**Given problem**
Search the data below for the string "React". Extract every line that contains it.

Source data
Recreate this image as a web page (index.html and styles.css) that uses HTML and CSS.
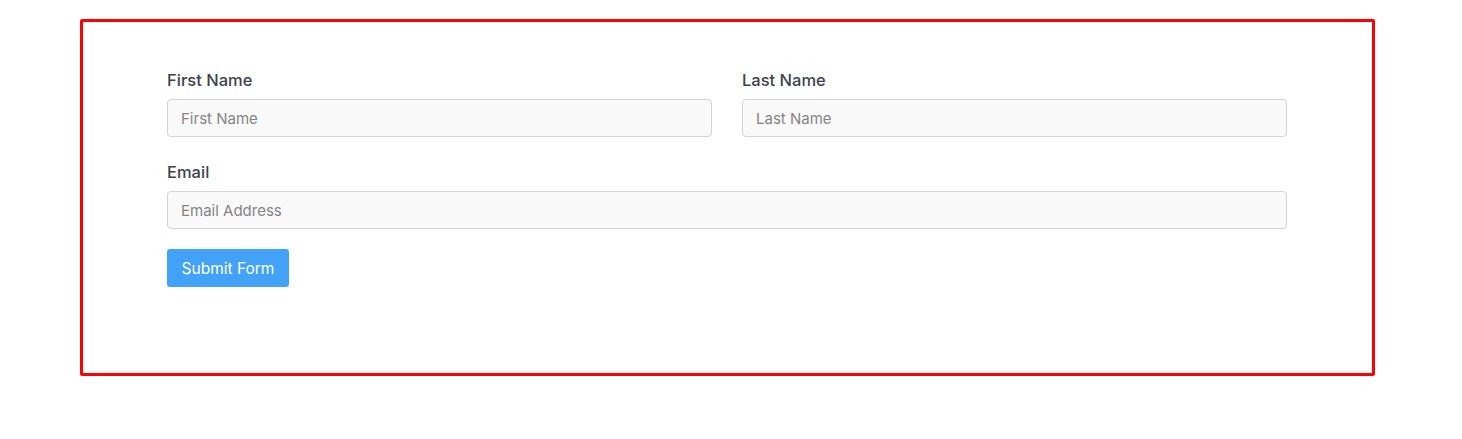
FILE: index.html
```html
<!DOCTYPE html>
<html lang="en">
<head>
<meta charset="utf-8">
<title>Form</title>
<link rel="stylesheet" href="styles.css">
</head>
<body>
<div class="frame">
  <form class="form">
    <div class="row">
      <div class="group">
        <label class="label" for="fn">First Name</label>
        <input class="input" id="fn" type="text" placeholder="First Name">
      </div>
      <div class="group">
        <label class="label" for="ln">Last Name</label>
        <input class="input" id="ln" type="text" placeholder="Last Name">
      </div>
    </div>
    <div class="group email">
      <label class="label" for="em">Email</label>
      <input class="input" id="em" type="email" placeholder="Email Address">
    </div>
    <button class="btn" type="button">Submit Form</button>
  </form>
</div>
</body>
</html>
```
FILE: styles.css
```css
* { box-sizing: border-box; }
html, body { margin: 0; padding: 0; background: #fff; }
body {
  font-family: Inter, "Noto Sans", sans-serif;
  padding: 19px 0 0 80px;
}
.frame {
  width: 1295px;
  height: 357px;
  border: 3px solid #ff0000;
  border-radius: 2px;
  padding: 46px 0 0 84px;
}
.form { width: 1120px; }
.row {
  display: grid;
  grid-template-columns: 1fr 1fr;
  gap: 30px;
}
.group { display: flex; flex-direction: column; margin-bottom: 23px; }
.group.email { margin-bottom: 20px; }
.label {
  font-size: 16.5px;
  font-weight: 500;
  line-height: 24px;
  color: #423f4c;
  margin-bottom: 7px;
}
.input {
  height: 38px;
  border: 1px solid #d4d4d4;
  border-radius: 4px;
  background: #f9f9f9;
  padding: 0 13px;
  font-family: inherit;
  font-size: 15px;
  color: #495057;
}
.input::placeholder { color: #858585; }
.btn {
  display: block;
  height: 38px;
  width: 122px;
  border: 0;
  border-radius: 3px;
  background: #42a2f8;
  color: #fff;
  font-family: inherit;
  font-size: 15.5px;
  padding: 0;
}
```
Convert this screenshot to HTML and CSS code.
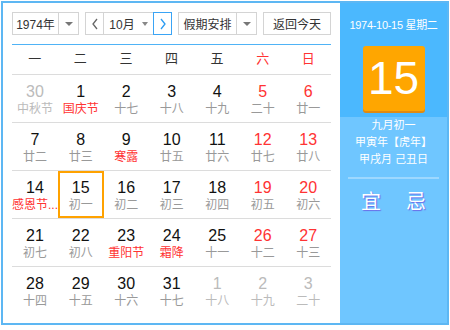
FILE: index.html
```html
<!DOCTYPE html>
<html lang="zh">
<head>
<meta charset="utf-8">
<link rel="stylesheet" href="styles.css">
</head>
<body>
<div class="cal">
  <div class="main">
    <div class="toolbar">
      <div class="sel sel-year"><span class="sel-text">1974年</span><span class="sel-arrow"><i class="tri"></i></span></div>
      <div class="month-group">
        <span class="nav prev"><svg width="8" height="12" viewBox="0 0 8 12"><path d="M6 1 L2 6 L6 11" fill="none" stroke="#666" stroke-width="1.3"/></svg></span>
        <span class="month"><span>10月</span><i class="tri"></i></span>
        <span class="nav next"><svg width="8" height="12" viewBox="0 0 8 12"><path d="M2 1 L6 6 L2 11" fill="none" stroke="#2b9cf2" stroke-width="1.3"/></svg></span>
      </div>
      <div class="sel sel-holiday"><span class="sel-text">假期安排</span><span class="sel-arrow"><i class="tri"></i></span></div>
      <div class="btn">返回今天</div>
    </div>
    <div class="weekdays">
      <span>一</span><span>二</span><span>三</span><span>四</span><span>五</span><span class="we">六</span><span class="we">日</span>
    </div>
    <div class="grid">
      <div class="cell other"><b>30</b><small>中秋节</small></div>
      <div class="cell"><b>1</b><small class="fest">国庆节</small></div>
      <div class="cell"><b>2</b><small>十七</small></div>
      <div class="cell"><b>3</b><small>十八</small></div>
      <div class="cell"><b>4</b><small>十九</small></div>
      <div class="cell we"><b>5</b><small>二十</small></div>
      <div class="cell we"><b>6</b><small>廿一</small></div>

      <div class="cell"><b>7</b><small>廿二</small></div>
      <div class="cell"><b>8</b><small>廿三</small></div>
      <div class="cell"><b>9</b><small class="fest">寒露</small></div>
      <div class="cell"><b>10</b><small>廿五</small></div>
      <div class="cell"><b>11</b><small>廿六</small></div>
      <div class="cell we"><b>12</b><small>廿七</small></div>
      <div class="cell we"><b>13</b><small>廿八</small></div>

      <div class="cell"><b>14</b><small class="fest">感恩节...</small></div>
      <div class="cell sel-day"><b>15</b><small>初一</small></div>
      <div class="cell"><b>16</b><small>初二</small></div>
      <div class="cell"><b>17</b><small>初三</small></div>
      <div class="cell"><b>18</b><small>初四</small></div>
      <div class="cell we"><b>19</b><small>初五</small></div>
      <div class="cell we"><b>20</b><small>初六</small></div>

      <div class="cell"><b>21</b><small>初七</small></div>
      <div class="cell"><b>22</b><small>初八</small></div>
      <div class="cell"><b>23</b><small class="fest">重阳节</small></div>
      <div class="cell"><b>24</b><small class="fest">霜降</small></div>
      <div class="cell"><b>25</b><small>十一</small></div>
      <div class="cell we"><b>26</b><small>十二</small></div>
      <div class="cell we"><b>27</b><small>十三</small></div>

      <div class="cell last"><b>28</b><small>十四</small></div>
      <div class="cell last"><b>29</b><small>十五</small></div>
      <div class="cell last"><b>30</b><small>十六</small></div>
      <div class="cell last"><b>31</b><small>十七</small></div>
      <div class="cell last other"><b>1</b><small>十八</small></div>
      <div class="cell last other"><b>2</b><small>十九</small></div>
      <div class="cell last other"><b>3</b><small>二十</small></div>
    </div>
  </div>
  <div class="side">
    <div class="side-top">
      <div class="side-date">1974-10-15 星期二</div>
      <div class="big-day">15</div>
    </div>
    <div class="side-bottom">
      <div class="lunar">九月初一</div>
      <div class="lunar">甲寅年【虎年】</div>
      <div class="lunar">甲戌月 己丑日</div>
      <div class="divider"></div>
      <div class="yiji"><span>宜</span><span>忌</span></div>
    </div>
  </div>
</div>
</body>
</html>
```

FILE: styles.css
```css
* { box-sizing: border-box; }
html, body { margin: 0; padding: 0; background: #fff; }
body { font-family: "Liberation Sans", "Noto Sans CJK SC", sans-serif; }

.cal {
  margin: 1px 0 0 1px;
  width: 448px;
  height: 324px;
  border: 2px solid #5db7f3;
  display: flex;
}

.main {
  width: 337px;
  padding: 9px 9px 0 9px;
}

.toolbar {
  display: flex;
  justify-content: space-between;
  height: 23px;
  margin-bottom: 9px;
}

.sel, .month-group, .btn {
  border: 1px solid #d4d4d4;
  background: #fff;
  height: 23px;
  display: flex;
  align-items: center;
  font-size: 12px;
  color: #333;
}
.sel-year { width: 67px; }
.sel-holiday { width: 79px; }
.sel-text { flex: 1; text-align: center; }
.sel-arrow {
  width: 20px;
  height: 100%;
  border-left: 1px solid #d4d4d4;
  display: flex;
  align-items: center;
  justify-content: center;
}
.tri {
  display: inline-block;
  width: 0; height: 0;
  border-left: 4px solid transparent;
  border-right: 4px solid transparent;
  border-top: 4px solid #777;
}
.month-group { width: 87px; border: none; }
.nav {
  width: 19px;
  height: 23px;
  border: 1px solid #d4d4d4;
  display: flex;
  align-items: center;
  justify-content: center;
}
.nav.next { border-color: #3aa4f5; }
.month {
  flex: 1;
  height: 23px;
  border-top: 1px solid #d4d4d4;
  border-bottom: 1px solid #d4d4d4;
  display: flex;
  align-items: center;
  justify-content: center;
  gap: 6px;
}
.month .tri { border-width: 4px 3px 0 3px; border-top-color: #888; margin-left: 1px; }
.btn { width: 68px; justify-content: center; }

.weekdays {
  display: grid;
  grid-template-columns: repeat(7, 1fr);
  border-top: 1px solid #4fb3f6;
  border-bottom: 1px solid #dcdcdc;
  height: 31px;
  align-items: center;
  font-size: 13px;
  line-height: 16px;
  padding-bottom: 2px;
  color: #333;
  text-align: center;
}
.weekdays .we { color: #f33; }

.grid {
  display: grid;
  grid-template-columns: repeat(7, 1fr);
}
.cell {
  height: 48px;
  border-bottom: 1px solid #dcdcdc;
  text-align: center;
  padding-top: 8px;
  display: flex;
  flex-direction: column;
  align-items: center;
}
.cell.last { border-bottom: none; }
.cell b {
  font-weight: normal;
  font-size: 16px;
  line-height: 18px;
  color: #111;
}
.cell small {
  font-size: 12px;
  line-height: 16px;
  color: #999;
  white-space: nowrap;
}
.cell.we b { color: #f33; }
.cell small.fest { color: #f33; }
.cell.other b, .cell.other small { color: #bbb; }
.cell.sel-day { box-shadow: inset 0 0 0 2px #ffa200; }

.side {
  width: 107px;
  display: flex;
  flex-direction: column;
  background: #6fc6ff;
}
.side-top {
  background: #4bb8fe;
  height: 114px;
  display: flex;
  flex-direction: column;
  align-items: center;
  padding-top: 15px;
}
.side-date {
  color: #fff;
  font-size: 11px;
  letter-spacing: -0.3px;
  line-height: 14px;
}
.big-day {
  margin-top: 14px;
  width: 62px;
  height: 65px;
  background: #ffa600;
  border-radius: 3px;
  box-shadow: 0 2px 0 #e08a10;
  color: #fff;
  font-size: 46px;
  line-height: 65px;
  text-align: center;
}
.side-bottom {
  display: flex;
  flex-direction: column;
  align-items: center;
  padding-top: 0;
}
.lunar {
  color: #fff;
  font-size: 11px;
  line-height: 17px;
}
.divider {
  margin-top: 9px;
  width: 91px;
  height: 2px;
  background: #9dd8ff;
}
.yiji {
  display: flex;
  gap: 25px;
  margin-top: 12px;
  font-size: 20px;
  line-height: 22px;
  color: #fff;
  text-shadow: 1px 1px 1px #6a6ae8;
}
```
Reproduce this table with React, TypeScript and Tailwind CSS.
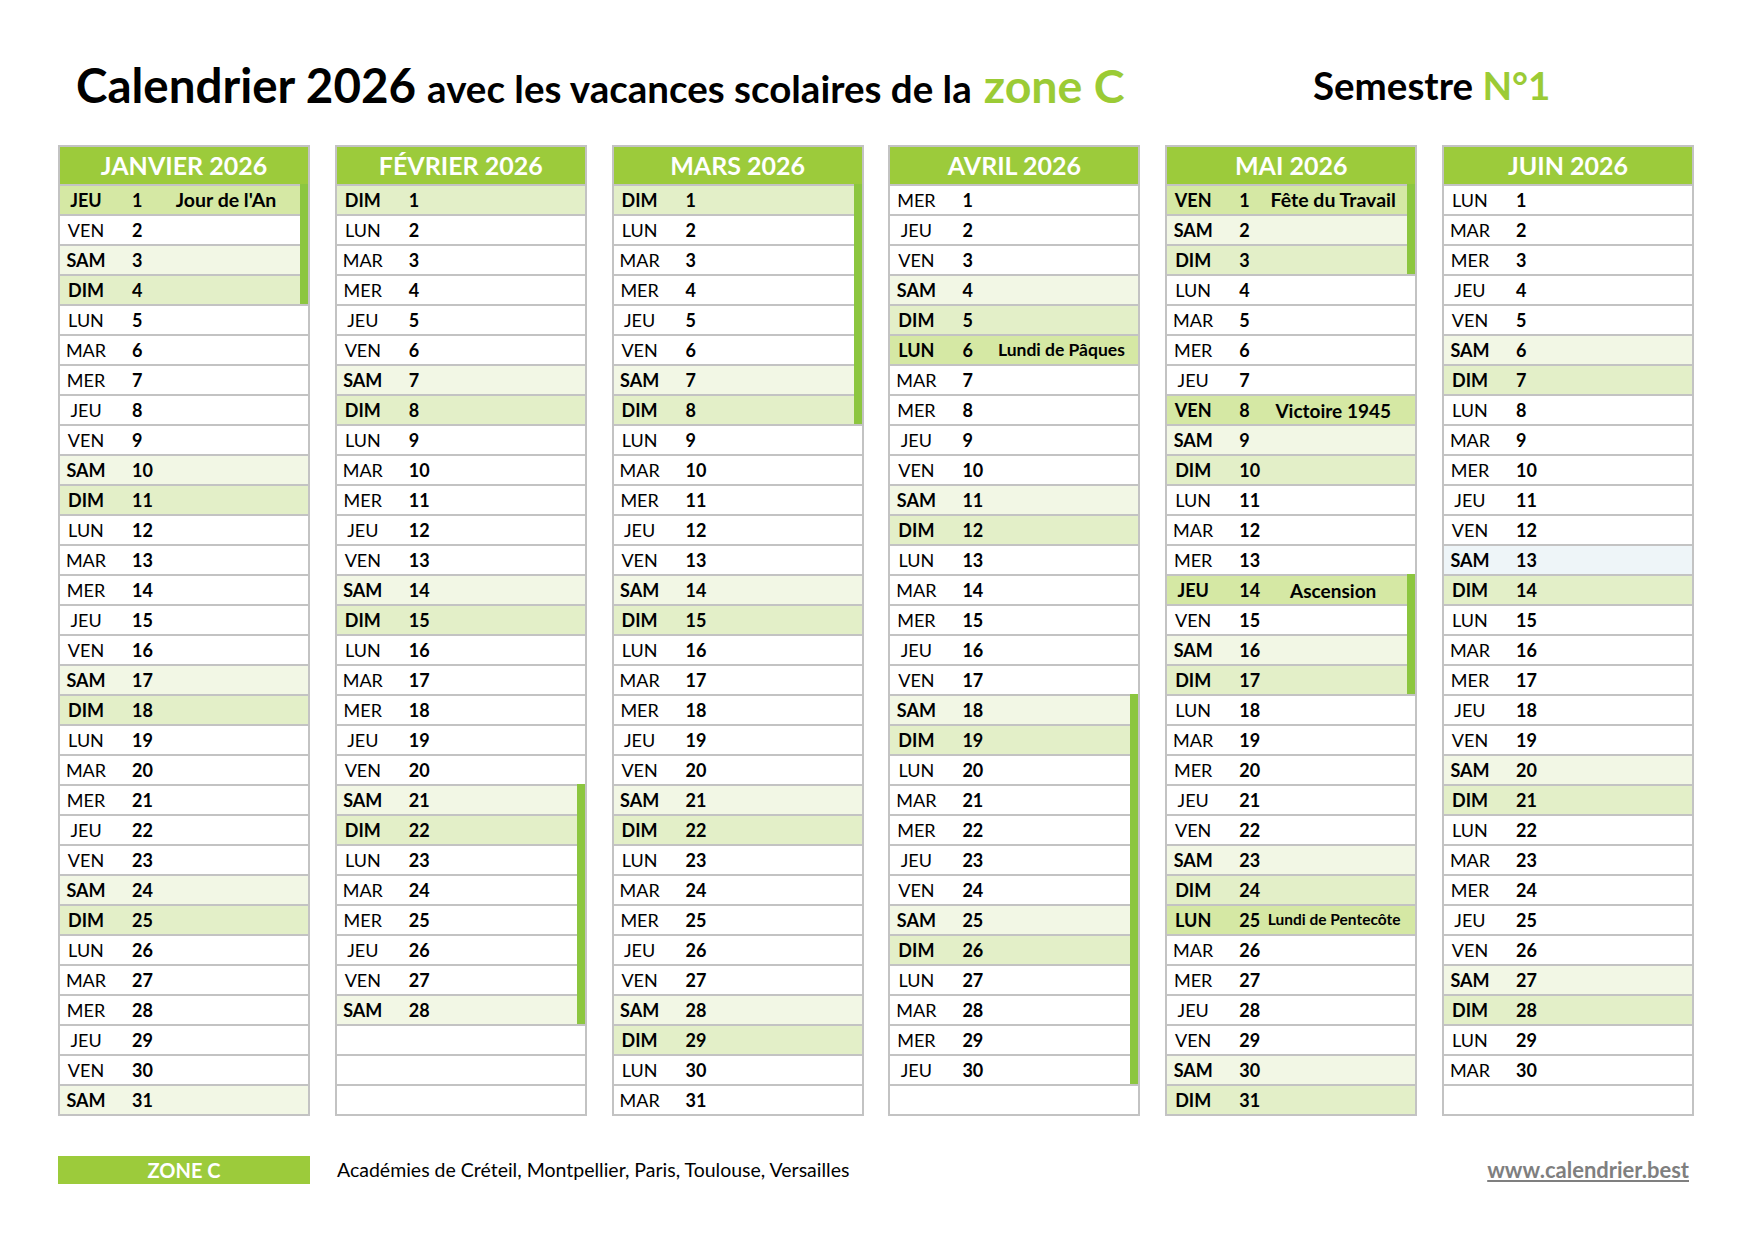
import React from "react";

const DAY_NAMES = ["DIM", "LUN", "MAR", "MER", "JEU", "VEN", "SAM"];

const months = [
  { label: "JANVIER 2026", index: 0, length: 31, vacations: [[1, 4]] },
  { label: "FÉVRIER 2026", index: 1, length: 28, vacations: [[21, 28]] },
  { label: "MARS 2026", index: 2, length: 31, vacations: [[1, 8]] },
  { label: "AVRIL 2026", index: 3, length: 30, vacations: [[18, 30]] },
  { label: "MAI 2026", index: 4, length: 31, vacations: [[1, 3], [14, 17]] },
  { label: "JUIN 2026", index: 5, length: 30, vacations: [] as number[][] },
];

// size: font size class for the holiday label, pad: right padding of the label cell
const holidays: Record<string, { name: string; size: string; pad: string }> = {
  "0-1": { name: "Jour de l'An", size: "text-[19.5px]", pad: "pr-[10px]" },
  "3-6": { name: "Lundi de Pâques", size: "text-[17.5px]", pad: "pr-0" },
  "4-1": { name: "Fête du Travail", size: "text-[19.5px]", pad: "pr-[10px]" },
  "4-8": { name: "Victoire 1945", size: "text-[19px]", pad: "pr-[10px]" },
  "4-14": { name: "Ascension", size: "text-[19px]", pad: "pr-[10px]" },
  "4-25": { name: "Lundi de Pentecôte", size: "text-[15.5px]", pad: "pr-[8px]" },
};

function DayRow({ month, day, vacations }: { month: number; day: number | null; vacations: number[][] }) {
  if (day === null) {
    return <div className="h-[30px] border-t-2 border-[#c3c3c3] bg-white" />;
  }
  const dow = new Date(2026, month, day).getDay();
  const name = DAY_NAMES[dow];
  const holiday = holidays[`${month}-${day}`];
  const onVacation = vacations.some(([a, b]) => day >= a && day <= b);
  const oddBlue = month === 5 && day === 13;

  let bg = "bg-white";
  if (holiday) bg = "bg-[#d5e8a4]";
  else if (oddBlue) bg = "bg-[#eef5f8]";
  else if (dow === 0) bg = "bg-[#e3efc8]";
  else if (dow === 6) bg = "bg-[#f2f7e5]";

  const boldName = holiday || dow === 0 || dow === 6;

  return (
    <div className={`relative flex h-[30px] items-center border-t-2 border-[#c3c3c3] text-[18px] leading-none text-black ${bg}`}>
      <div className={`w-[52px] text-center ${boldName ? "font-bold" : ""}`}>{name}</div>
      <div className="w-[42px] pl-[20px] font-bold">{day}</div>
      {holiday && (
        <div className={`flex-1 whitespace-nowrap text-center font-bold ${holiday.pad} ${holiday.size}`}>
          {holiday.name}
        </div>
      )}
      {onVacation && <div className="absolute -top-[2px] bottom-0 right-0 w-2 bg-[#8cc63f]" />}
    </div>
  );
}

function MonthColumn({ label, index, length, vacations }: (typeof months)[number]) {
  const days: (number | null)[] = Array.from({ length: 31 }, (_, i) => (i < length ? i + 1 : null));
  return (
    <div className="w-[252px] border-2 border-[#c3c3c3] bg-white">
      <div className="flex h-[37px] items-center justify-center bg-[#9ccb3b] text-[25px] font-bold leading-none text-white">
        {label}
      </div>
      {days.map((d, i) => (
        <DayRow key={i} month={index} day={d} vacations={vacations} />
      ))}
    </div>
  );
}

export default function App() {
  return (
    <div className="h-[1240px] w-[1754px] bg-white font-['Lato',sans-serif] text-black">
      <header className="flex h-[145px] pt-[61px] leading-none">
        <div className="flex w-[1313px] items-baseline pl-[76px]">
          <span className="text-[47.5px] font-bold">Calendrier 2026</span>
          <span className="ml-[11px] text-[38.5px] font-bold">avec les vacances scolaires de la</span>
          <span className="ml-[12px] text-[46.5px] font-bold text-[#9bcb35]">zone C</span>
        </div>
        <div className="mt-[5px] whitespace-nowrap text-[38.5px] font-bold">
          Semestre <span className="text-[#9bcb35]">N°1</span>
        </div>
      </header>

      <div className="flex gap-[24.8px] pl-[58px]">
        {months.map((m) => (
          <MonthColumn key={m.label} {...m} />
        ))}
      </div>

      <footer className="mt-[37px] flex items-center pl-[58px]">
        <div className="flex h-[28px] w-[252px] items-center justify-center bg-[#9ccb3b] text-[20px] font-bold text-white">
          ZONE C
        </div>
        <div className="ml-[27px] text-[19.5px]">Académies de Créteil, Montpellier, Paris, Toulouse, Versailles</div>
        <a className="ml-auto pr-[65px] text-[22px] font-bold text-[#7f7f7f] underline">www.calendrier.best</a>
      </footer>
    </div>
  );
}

**Finished task**
Reproduce this table with React, TypeScript and Tailwind CSS.
import React from "react";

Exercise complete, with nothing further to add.